▶ Records for processing:

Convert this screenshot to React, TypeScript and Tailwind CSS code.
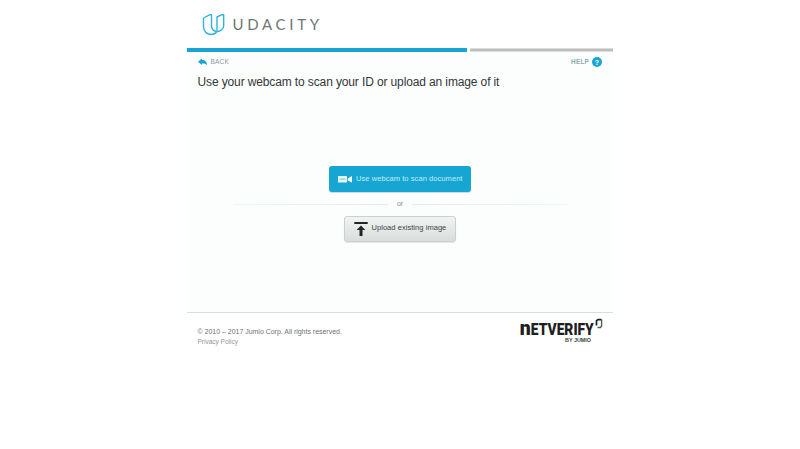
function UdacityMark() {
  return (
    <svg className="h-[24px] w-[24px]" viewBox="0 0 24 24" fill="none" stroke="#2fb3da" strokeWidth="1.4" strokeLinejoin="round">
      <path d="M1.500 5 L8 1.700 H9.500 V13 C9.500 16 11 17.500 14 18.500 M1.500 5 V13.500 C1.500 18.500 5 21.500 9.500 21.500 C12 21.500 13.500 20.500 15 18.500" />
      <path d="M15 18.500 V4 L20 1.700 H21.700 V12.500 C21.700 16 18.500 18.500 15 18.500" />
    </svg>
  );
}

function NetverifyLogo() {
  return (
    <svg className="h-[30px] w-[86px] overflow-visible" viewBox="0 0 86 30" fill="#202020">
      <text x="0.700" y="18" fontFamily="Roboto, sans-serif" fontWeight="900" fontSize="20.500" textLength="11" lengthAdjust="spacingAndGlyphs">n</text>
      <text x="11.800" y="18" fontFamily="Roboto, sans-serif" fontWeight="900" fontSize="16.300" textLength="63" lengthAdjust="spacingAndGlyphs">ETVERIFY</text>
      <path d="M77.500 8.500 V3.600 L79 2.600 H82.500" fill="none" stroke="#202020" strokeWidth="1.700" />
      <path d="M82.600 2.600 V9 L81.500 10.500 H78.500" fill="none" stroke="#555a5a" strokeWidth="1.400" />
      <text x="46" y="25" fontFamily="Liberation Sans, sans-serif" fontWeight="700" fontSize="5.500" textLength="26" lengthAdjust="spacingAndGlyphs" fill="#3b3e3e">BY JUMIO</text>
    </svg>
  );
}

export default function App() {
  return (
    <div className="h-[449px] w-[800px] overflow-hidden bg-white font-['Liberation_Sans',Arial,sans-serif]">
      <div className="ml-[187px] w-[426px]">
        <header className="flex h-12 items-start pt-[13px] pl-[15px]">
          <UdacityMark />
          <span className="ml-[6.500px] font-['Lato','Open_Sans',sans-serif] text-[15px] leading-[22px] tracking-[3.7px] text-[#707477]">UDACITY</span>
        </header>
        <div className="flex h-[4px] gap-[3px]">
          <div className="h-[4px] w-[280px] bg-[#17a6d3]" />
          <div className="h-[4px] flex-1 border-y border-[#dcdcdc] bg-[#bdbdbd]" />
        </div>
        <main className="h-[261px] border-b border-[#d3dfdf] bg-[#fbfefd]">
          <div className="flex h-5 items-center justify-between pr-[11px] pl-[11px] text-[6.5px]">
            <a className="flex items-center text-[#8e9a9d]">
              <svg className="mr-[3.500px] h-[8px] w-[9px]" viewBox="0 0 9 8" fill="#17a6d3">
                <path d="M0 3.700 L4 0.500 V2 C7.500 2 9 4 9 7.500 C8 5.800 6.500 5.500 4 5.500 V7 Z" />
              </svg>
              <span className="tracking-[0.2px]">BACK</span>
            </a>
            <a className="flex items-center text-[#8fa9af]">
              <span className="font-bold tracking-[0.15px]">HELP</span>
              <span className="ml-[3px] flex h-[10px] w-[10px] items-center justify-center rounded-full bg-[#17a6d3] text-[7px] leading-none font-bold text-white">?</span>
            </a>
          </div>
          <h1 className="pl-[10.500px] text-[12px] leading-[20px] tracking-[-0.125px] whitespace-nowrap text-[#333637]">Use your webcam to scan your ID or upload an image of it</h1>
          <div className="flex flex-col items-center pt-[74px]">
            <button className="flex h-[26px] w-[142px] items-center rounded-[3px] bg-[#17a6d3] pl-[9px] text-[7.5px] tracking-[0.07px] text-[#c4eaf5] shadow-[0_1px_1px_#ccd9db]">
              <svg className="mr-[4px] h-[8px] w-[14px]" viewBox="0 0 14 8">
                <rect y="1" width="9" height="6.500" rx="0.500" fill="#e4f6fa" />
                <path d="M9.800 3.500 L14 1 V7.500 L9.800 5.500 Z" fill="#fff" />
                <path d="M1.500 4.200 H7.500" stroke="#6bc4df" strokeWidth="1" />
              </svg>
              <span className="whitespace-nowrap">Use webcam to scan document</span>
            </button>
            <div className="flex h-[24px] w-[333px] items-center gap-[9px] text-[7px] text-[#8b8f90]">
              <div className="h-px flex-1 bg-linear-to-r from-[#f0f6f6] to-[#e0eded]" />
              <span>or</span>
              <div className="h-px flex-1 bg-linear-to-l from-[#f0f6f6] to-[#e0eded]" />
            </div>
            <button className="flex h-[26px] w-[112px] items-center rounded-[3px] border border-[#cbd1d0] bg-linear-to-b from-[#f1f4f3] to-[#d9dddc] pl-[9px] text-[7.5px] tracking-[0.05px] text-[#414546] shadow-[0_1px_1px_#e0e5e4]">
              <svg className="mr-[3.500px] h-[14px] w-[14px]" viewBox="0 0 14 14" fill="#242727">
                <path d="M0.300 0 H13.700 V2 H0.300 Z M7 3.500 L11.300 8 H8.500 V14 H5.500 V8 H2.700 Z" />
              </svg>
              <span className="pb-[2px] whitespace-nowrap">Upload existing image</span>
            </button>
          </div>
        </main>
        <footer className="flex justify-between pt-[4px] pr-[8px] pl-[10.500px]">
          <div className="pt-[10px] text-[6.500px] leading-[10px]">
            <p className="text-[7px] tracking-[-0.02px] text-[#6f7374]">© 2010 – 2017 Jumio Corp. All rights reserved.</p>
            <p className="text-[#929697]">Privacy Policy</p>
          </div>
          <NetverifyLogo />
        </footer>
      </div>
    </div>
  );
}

---

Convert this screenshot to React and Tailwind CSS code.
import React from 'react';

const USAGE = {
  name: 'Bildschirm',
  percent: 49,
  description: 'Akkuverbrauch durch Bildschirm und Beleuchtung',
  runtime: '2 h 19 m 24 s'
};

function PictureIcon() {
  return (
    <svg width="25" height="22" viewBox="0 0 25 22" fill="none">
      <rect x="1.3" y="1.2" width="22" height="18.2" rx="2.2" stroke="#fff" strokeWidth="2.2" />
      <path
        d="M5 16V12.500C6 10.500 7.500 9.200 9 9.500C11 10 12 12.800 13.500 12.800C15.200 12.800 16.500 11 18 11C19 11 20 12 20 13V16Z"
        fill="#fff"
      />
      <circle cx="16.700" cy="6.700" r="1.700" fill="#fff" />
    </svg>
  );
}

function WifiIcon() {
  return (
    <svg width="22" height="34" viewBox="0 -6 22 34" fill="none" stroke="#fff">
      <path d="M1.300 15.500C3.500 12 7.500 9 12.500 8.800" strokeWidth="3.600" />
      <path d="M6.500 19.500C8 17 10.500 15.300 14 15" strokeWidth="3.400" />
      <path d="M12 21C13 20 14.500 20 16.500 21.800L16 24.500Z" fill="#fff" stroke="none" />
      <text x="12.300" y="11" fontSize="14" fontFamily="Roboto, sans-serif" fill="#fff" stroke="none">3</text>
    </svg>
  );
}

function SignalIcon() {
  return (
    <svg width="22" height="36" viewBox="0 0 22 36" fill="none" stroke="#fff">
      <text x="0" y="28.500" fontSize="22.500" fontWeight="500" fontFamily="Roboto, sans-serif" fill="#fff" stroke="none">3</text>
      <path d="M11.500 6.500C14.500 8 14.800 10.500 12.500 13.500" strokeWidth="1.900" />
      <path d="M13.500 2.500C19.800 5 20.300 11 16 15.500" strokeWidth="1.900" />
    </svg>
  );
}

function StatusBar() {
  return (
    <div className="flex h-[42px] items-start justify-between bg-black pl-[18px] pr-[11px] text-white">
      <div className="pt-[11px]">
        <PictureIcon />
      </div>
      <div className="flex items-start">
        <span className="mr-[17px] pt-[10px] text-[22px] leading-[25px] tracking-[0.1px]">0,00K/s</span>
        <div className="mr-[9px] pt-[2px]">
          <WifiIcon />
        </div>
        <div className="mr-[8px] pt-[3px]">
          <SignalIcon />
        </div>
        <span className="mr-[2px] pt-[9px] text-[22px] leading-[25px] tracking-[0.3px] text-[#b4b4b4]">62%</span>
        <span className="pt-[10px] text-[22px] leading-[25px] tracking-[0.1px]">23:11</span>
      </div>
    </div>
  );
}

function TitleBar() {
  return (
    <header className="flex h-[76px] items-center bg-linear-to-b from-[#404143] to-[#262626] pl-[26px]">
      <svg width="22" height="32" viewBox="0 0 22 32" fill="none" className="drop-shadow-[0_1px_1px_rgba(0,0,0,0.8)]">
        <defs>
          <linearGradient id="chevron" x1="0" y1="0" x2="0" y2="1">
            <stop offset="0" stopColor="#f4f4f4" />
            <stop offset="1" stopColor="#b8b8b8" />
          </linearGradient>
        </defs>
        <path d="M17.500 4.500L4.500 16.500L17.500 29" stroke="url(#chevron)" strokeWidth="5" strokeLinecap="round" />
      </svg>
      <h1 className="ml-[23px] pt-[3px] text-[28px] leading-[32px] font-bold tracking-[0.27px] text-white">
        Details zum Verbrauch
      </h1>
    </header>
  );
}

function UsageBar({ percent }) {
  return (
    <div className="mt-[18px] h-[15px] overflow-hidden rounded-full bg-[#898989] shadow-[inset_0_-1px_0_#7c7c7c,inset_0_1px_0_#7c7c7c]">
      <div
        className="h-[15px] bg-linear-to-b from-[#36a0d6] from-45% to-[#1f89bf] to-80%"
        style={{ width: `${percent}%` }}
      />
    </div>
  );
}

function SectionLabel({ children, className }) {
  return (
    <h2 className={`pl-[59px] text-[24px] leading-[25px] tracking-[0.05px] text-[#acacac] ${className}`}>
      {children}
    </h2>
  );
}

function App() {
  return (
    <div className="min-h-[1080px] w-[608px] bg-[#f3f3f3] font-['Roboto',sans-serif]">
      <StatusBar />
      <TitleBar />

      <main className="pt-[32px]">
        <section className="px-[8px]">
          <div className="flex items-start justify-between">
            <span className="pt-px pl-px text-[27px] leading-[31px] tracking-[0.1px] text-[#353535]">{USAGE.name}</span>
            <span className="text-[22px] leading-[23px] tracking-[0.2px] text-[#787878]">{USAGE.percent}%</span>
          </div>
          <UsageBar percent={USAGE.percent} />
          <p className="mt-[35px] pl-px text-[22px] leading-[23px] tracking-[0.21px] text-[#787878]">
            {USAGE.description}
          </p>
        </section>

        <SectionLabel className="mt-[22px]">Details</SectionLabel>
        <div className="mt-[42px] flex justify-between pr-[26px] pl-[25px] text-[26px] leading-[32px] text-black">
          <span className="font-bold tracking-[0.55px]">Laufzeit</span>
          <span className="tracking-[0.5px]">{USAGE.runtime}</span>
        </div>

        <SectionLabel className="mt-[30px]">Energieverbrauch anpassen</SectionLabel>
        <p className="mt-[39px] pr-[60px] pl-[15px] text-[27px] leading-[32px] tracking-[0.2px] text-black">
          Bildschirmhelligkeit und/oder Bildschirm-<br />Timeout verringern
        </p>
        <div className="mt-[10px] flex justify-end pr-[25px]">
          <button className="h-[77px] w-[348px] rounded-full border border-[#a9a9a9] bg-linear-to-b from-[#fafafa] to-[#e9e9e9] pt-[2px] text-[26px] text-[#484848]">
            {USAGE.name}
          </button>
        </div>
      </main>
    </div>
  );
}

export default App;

==

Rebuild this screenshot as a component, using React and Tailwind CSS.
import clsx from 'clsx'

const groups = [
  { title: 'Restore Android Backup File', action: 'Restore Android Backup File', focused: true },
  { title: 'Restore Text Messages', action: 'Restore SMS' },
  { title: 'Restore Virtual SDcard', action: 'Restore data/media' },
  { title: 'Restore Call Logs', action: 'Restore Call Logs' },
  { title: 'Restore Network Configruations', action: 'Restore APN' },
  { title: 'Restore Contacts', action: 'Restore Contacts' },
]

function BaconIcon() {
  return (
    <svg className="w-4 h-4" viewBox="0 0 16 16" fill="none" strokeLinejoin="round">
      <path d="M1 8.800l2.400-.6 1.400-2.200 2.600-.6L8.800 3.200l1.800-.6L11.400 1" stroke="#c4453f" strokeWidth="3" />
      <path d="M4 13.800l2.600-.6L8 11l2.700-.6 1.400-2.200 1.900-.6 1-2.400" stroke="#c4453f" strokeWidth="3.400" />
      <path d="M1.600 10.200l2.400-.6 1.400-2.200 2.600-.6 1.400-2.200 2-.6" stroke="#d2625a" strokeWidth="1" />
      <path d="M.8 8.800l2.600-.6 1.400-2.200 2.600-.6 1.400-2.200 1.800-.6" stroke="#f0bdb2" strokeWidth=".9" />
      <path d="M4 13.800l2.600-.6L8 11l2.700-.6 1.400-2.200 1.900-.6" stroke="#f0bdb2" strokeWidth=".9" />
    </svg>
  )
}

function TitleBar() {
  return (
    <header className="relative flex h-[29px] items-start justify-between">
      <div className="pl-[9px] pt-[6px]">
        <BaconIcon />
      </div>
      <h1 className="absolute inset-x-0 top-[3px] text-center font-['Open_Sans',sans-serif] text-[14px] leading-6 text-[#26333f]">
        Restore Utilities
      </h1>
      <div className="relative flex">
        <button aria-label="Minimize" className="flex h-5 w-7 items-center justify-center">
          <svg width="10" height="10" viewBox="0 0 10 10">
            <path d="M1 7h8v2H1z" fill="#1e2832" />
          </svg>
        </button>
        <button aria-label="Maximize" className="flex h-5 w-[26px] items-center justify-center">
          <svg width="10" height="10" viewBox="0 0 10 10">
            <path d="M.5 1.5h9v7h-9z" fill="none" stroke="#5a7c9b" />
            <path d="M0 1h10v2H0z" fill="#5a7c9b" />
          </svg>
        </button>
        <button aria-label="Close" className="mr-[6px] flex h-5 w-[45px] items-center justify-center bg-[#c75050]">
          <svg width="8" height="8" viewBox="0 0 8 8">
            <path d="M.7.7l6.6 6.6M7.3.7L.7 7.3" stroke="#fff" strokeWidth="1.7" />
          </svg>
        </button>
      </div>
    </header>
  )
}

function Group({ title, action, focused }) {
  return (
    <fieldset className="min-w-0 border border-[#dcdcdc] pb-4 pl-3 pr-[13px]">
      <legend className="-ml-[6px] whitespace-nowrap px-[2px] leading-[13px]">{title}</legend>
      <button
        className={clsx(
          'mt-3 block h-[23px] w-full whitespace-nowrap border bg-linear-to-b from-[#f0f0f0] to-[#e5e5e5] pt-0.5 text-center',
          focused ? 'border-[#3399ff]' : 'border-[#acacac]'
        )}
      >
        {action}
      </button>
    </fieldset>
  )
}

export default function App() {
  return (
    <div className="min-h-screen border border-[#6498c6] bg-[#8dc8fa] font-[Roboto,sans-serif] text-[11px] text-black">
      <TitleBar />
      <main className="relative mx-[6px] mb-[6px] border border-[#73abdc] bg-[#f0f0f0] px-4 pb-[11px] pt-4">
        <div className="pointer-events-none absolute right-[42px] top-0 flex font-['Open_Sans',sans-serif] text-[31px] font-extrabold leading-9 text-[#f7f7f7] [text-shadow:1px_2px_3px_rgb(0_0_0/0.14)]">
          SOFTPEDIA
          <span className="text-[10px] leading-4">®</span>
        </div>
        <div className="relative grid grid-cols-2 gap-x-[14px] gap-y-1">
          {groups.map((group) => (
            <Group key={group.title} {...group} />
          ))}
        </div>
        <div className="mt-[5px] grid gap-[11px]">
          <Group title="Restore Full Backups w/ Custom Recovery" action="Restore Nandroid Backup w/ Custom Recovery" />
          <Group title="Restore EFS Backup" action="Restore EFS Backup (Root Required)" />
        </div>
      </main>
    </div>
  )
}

▶ Written problem: Show every line above in which the word "this" occurs.

▶ Response:
Convert this screenshot to React, TypeScript and Tailwind CSS code.
Convert this screenshot to React and Tailwind CSS code.
Rebuild this screenshot as a component, using React and Tailwind CSS.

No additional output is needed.